## YOUR TASK
Repeat each entry exactly and drop the pictures.

## RECORDS SUPPLIED

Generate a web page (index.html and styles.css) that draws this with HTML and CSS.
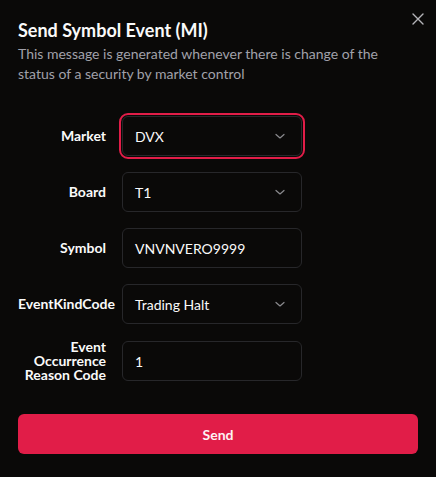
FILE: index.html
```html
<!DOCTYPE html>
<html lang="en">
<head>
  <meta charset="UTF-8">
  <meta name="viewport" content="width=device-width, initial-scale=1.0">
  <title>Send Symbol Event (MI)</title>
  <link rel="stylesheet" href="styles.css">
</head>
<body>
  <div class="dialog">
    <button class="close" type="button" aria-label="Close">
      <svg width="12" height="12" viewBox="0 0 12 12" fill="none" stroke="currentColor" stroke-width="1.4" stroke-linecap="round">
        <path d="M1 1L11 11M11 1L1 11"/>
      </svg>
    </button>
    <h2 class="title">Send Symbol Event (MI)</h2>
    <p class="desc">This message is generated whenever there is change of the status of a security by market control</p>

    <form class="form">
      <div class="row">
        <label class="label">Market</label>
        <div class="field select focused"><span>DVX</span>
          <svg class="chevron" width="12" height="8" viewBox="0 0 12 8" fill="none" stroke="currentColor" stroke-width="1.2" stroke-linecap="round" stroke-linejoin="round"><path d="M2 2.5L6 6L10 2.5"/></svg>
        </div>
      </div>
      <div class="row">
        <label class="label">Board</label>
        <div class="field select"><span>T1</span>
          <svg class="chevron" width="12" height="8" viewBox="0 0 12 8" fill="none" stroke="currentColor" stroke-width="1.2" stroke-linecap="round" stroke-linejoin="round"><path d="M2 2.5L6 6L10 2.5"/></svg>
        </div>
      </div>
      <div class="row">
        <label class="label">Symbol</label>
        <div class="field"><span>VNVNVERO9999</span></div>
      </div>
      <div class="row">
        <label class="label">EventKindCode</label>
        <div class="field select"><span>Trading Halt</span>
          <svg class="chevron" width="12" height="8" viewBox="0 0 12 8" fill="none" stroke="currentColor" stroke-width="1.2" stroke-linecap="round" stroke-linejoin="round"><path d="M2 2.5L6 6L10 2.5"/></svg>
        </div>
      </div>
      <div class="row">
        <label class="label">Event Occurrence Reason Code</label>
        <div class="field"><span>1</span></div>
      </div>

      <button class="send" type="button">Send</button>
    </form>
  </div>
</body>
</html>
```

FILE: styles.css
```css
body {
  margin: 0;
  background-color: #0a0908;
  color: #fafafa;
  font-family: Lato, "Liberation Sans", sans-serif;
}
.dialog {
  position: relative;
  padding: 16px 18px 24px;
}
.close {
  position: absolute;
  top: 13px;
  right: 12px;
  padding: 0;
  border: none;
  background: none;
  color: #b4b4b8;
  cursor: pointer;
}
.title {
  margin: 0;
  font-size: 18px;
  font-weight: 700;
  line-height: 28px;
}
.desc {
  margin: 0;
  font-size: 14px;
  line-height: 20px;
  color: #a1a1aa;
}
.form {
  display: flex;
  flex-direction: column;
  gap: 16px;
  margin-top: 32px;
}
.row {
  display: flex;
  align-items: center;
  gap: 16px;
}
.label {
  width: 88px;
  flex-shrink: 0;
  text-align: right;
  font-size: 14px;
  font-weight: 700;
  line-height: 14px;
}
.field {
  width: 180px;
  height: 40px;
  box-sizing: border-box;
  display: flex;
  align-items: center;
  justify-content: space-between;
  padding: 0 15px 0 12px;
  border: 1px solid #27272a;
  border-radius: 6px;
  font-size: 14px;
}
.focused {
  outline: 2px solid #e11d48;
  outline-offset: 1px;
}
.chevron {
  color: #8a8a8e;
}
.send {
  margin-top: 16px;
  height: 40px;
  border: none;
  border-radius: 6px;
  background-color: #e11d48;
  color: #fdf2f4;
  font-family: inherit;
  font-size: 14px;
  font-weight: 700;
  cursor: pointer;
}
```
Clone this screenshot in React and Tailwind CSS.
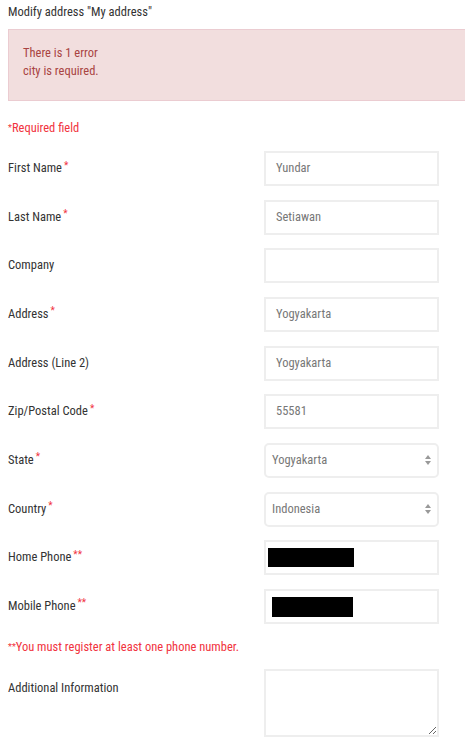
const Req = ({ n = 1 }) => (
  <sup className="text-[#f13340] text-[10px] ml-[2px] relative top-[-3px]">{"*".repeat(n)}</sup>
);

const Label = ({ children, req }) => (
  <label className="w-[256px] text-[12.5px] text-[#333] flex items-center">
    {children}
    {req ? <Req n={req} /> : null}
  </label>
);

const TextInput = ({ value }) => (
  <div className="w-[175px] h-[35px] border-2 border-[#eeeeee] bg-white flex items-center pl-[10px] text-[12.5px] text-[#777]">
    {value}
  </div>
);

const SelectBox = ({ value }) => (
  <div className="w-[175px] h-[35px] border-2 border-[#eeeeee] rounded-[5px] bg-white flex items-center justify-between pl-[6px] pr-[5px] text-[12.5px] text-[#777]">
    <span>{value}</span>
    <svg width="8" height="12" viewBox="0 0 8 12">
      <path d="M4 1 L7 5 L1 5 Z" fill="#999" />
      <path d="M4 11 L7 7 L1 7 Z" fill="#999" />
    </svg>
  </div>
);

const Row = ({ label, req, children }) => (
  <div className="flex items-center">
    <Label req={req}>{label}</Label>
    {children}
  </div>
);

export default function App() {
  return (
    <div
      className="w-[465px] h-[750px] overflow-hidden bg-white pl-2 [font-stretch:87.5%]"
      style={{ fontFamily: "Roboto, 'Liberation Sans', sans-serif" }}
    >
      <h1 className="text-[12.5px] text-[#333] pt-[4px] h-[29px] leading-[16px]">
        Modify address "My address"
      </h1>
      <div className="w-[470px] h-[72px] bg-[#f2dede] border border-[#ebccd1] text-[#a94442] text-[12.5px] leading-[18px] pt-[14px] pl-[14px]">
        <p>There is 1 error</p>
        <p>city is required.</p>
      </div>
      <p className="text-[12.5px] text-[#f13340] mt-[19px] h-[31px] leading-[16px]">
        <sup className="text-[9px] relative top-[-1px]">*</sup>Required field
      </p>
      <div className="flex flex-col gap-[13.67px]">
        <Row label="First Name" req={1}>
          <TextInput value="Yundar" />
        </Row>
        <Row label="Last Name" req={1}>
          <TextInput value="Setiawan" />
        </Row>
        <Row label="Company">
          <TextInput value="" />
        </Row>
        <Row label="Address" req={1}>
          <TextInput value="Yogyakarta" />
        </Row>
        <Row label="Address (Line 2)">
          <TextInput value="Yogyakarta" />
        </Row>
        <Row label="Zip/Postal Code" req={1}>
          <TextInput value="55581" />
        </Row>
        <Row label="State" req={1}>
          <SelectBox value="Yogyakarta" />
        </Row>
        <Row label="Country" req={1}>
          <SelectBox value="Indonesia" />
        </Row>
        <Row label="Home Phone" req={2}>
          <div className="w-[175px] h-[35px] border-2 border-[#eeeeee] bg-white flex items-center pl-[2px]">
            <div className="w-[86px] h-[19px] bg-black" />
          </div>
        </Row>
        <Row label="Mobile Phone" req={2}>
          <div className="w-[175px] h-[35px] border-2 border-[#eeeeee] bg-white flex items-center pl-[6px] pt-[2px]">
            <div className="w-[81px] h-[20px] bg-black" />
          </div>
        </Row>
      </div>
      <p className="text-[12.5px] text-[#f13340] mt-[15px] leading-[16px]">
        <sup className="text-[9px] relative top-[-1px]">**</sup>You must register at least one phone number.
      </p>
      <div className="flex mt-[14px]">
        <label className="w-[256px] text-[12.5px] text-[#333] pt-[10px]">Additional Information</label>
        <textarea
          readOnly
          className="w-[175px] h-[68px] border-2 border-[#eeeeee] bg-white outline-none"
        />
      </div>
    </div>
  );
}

## RESULT OF THE EXERCISE
Generate a web page (index.html and styles.css) that draws this with HTML and CSS.
FILE: index.html
```html
<!DOCTYPE html>
<html lang="en">
<head>
  <meta charset="UTF-8">
  <meta name="viewport" content="width=device-width, initial-scale=1.0">
  <title>Send Symbol Event (MI)</title>
  <link rel="stylesheet" href="styles.css">
</head>
<body>
  <div class="dialog">
    <button class="close" type="button" aria-label="Close">
      <svg width="12" height="12" viewBox="0 0 12 12" fill="none" stroke="currentColor" stroke-width="1.4" stroke-linecap="round">
        <path d="M1 1L11 11M11 1L1 11"/>
      </svg>
    </button>
    <h2 class="title">Send Symbol Event (MI)</h2>
    <p class="desc">This message is generated whenever there is change of the status of a security by market control</p>

    <form class="form">
      <div class="row">
        <label class="label">Market</label>
        <div class="field select focused"><span>DVX</span>
          <svg class="chevron" width="12" height="8" viewBox="0 0 12 8" fill="none" stroke="currentColor" stroke-width="1.2" stroke-linecap="round" stroke-linejoin="round"><path d="M2 2.5L6 6L10 2.5"/></svg>
        </div>
      </div>
      <div class="row">
        <label class="label">Board</label>
        <div class="field select"><span>T1</span>
          <svg class="chevron" width="12" height="8" viewBox="0 0 12 8" fill="none" stroke="currentColor" stroke-width="1.2" stroke-linecap="round" stroke-linejoin="round"><path d="M2 2.5L6 6L10 2.5"/></svg>
        </div>
      </div>
      <div class="row">
        <label class="label">Symbol</label>
        <div class="field"><span>VNVNVERO9999</span></div>
      </div>
      <div class="row">
        <label class="label">EventKindCode</label>
        <div class="field select"><span>Trading Halt</span>
          <svg class="chevron" width="12" height="8" viewBox="0 0 12 8" fill="none" stroke="currentColor" stroke-width="1.2" stroke-linecap="round" stroke-linejoin="round"><path d="M2 2.5L6 6L10 2.5"/></svg>
        </div>
      </div>
      <div class="row">
        <label class="label">Event Occurrence Reason Code</label>
        <div class="field"><span>1</span></div>
      </div>

      <button class="send" type="button">Send</button>
    </form>
  </div>
</body>
</html>
```

FILE: styles.css
```css
body {
  margin: 0;
  background-color: #0a0908;
  color: #fafafa;
  font-family: Lato, "Liberation Sans", sans-serif;
}
.dialog {
  position: relative;
  padding: 16px 18px 24px;
}
.close {
  position: absolute;
  top: 13px;
  right: 12px;
  padding: 0;
  border: none;
  background: none;
  color: #b4b4b8;
  cursor: pointer;
}
.title {
  margin: 0;
  font-size: 18px;
  font-weight: 700;
  line-height: 28px;
}
.desc {
  margin: 0;
  font-size: 14px;
  line-height: 20px;
  color: #a1a1aa;
}
.form {
  display: flex;
  flex-direction: column;
  gap: 16px;
  margin-top: 32px;
}
.row {
  display: flex;
  align-items: center;
  gap: 16px;
}
.label {
  width: 88px;
  flex-shrink: 0;
  text-align: right;
  font-size: 14px;
  font-weight: 700;
  line-height: 14px;
}
.field {
  width: 180px;
  height: 40px;
  box-sizing: border-box;
  display: flex;
  align-items: center;
  justify-content: space-between;
  padding: 0 15px 0 12px;
  border: 1px solid #27272a;
  border-radius: 6px;
  font-size: 14px;
}
.focused {
  outline: 2px solid #e11d48;
  outline-offset: 1px;
}
.chevron {
  color: #8a8a8e;
}
.send {
  margin-top: 16px;
  height: 40px;
  border: none;
  border-radius: 6px;
  background-color: #e11d48;
  color: #fdf2f4;
  font-family: inherit;
  font-size: 14px;
  font-weight: 700;
  cursor: pointer;
}
```
Clone this screenshot in React and Tailwind CSS.
const Req = ({ n = 1 }) => (
  <sup className="text-[#f13340] text-[10px] ml-[2px] relative top-[-3px]">{"*".repeat(n)}</sup>
);

const Label = ({ children, req }) => (
  <label className="w-[256px] text-[12.5px] text-[#333] flex items-center">
    {children}
    {req ? <Req n={req} /> : null}
  </label>
);

const TextInput = ({ value }) => (
  <div className="w-[175px] h-[35px] border-2 border-[#eeeeee] bg-white flex items-center pl-[10px] text-[12.5px] text-[#777]">
    {value}
  </div>
);

const SelectBox = ({ value }) => (
  <div className="w-[175px] h-[35px] border-2 border-[#eeeeee] rounded-[5px] bg-white flex items-center justify-between pl-[6px] pr-[5px] text-[12.5px] text-[#777]">
    <span>{value}</span>
    <svg width="8" height="12" viewBox="0 0 8 12">
      <path d="M4 1 L7 5 L1 5 Z" fill="#999" />
      <path d="M4 11 L7 7 L1 7 Z" fill="#999" />
    </svg>
  </div>
);

const Row = ({ label, req, children }) => (
  <div className="flex items-center">
    <Label req={req}>{label}</Label>
    {children}
  </div>
);

export default function App() {
  return (
    <div
      className="w-[465px] h-[750px] overflow-hidden bg-white pl-2 [font-stretch:87.5%]"
      style={{ fontFamily: "Roboto, 'Liberation Sans', sans-serif" }}
    >
      <h1 className="text-[12.5px] text-[#333] pt-[4px] h-[29px] leading-[16px]">
        Modify address "My address"
      </h1>
      <div className="w-[470px] h-[72px] bg-[#f2dede] border border-[#ebccd1] text-[#a94442] text-[12.5px] leading-[18px] pt-[14px] pl-[14px]">
        <p>There is 1 error</p>
        <p>city is required.</p>
      </div>
      <p className="text-[12.5px] text-[#f13340] mt-[19px] h-[31px] leading-[16px]">
        <sup className="text-[9px] relative top-[-1px]">*</sup>Required field
      </p>
      <div className="flex flex-col gap-[13.67px]">
        <Row label="First Name" req={1}>
          <TextInput value="Yundar" />
        </Row>
        <Row label="Last Name" req={1}>
          <TextInput value="Setiawan" />
        </Row>
        <Row label="Company">
          <TextInput value="" />
        </Row>
        <Row label="Address" req={1}>
          <TextInput value="Yogyakarta" />
        </Row>
        <Row label="Address (Line 2)">
          <TextInput value="Yogyakarta" />
        </Row>
        <Row label="Zip/Postal Code" req={1}>
          <TextInput value="55581" />
        </Row>
        <Row label="State" req={1}>
          <SelectBox value="Yogyakarta" />
        </Row>
        <Row label="Country" req={1}>
          <SelectBox value="Indonesia" />
        </Row>
        <Row label="Home Phone" req={2}>
          <div className="w-[175px] h-[35px] border-2 border-[#eeeeee] bg-white flex items-center pl-[2px]">
            <div className="w-[86px] h-[19px] bg-black" />
          </div>
        </Row>
        <Row label="Mobile Phone" req={2}>
          <div className="w-[175px] h-[35px] border-2 border-[#eeeeee] bg-white flex items-center pl-[6px] pt-[2px]">
            <div className="w-[81px] h-[20px] bg-black" />
          </div>
        </Row>
      </div>
      <p className="text-[12.5px] text-[#f13340] mt-[15px] leading-[16px]">
        <sup className="text-[9px] relative top-[-1px]">**</sup>You must register at least one phone number.
      </p>
      <div className="flex mt-[14px]">
        <label className="w-[256px] text-[12.5px] text-[#333] pt-[10px]">Additional Information</label>
        <textarea
          readOnly
          className="w-[175px] h-[68px] border-2 border-[#eeeeee] bg-white outline-none"
        />
      </div>
    </div>
  );
}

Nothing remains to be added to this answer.